+++ INPUT FOR THIS TASK

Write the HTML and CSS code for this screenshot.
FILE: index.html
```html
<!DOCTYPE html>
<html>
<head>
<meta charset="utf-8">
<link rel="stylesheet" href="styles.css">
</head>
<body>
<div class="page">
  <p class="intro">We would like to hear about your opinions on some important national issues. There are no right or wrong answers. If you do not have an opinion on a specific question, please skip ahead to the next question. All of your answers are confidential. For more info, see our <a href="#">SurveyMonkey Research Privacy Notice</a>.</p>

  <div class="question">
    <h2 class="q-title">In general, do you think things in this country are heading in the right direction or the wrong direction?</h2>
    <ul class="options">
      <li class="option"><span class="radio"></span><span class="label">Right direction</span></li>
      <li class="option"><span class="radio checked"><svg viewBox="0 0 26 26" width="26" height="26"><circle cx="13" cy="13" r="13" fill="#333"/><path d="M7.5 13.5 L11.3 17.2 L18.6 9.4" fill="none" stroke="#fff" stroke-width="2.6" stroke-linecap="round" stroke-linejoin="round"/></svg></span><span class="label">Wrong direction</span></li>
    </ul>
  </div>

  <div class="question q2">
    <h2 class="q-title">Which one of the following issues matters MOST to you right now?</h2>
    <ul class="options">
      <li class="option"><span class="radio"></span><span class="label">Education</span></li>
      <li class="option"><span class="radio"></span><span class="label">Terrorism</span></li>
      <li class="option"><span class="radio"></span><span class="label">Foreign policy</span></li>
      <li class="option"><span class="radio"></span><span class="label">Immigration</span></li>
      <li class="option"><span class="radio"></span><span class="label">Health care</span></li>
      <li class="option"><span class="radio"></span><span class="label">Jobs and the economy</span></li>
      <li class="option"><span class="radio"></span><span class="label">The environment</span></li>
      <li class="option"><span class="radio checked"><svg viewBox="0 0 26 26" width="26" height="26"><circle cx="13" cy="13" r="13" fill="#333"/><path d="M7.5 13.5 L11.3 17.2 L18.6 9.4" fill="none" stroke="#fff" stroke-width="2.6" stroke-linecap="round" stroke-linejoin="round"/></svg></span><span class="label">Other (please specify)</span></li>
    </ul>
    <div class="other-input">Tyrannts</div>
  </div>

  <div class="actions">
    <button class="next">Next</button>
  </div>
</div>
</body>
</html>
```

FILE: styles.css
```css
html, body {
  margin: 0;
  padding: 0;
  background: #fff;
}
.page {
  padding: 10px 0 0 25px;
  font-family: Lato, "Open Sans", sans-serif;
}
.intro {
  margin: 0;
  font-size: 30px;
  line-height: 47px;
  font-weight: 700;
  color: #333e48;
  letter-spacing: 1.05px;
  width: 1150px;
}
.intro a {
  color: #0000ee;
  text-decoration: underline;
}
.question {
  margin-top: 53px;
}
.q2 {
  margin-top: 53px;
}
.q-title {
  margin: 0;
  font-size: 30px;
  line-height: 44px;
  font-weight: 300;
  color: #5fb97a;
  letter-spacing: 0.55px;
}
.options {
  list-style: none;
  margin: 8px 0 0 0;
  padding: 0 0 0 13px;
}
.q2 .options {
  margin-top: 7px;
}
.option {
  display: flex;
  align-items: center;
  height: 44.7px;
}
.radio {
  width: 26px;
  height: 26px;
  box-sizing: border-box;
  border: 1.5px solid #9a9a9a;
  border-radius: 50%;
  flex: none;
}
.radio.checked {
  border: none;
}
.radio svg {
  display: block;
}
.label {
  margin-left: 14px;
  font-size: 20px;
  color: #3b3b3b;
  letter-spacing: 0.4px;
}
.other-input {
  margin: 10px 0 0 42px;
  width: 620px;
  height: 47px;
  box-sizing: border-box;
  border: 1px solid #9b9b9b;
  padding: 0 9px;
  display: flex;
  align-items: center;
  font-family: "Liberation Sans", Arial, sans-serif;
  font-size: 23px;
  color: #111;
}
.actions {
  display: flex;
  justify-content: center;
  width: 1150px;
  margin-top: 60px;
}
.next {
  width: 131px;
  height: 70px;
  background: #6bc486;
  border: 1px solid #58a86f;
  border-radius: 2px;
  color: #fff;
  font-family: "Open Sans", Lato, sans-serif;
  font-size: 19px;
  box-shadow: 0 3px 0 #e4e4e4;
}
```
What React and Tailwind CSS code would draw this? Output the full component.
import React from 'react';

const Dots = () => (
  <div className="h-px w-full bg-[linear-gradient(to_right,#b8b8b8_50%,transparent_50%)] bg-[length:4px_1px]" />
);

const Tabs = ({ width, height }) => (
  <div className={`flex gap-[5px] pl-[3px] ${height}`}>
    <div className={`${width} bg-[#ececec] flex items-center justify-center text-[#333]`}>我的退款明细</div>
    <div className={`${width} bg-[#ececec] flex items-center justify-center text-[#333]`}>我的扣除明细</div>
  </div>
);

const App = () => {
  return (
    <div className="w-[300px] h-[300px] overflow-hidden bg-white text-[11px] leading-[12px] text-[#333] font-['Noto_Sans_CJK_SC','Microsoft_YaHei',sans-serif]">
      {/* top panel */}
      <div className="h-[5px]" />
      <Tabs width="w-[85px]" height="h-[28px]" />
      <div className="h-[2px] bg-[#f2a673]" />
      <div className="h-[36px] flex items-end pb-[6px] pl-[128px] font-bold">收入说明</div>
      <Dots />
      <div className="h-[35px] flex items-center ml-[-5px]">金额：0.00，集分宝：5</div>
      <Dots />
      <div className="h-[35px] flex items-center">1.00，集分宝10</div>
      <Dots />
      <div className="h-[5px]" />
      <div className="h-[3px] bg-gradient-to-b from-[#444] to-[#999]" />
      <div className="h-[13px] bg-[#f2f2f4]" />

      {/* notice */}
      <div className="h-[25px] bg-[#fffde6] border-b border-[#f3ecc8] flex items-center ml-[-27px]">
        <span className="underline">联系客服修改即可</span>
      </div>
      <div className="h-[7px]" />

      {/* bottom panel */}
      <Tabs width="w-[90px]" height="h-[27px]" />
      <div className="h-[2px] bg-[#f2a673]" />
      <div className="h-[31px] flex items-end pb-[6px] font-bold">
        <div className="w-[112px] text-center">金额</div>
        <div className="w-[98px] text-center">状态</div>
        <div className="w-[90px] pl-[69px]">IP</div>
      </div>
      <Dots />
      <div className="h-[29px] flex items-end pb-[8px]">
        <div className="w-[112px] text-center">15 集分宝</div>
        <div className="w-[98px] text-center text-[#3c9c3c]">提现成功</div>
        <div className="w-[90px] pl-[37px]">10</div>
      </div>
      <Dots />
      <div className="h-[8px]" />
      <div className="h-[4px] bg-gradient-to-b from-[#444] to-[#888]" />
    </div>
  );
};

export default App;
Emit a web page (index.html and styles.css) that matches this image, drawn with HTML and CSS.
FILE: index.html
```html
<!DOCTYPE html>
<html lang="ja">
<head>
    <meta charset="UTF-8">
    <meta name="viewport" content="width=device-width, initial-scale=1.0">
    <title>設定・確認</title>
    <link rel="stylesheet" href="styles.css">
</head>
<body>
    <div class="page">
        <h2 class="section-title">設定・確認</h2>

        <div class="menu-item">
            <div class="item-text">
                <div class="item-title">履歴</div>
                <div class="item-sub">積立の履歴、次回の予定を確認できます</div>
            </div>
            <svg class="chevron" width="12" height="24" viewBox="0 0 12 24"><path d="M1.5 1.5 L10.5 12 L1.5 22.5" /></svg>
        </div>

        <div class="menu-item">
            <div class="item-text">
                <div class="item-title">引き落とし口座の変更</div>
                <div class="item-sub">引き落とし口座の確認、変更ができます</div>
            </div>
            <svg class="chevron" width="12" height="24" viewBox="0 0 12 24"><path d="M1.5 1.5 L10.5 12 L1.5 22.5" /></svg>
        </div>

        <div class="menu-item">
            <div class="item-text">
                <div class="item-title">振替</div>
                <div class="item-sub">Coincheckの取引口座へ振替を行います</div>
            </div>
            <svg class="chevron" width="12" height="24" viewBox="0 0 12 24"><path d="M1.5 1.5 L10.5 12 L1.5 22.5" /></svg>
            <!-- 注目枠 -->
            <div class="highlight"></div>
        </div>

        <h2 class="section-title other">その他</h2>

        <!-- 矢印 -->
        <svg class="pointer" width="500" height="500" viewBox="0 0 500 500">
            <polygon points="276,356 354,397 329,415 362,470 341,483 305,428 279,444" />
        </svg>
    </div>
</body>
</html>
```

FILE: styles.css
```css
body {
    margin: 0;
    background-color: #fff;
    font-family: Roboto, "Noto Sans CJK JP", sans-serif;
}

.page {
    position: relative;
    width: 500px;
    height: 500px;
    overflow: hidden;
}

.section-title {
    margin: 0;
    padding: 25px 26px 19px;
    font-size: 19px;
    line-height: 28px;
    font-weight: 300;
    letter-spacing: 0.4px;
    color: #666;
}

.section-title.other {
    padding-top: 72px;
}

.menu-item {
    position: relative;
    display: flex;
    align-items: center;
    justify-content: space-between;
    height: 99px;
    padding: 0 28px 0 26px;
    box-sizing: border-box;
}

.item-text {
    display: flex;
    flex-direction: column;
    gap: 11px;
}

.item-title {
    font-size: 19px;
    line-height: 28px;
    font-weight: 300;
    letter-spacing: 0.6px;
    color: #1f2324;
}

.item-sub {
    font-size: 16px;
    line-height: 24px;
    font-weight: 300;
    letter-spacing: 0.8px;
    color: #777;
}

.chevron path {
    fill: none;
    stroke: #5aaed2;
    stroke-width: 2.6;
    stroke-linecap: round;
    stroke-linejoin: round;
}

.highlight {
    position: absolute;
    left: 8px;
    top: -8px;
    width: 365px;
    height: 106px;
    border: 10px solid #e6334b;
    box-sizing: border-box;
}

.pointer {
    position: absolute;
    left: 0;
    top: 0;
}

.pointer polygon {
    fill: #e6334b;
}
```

++++++

▶ [WHAT YOU ARE ASKED TO DO]: Within the listing above, extract exactly the lines from the line with "What React and" to the line with "export default App;", the two named lines included, and no others.

▶ [SOLUTION TO THE EXERCISE]:
What React and Tailwind CSS code would draw this? Output the full component.
import React from 'react';

const Dots = () => (
  <div className="h-px w-full bg-[linear-gradient(to_right,#b8b8b8_50%,transparent_50%)] bg-[length:4px_1px]" />
);

const Tabs = ({ width, height }) => (
  <div className={`flex gap-[5px] pl-[3px] ${height}`}>
    <div className={`${width} bg-[#ececec] flex items-center justify-center text-[#333]`}>我的退款明细</div>
    <div className={`${width} bg-[#ececec] flex items-center justify-center text-[#333]`}>我的扣除明细</div>
  </div>
);

const App = () => {
  return (
    <div className="w-[300px] h-[300px] overflow-hidden bg-white text-[11px] leading-[12px] text-[#333] font-['Noto_Sans_CJK_SC','Microsoft_YaHei',sans-serif]">
      {/* top panel */}
      <div className="h-[5px]" />
      <Tabs width="w-[85px]" height="h-[28px]" />
      <div className="h-[2px] bg-[#f2a673]" />
      <div className="h-[36px] flex items-end pb-[6px] pl-[128px] font-bold">收入说明</div>
      <Dots />
      <div className="h-[35px] flex items-center ml-[-5px]">金额：0.00，集分宝：5</div>
      <Dots />
      <div className="h-[35px] flex items-center">1.00，集分宝10</div>
      <Dots />
      <div className="h-[5px]" />
      <div className="h-[3px] bg-gradient-to-b from-[#444] to-[#999]" />
      <div className="h-[13px] bg-[#f2f2f4]" />

      {/* notice */}
      <div className="h-[25px] bg-[#fffde6] border-b border-[#f3ecc8] flex items-center ml-[-27px]">
        <span className="underline">联系客服修改即可</span>
      </div>
      <div className="h-[7px]" />

      {/* bottom panel */}
      <Tabs width="w-[90px]" height="h-[27px]" />
      <div className="h-[2px] bg-[#f2a673]" />
      <div className="h-[31px] flex items-end pb-[6px] font-bold">
        <div className="w-[112px] text-center">金额</div>
        <div className="w-[98px] text-center">状态</div>
        <div className="w-[90px] pl-[69px]">IP</div>
      </div>
      <Dots />
      <div className="h-[29px] flex items-end pb-[8px]">
        <div className="w-[112px] text-center">15 集分宝</div>
        <div className="w-[98px] text-center text-[#3c9c3c]">提现成功</div>
        <div className="w-[90px] pl-[37px]">10</div>
      </div>
      <Dots />
      <div className="h-[8px]" />
      <div className="h-[4px] bg-gradient-to-b from-[#444] to-[#888]" />
    </div>
  );
};

export default App;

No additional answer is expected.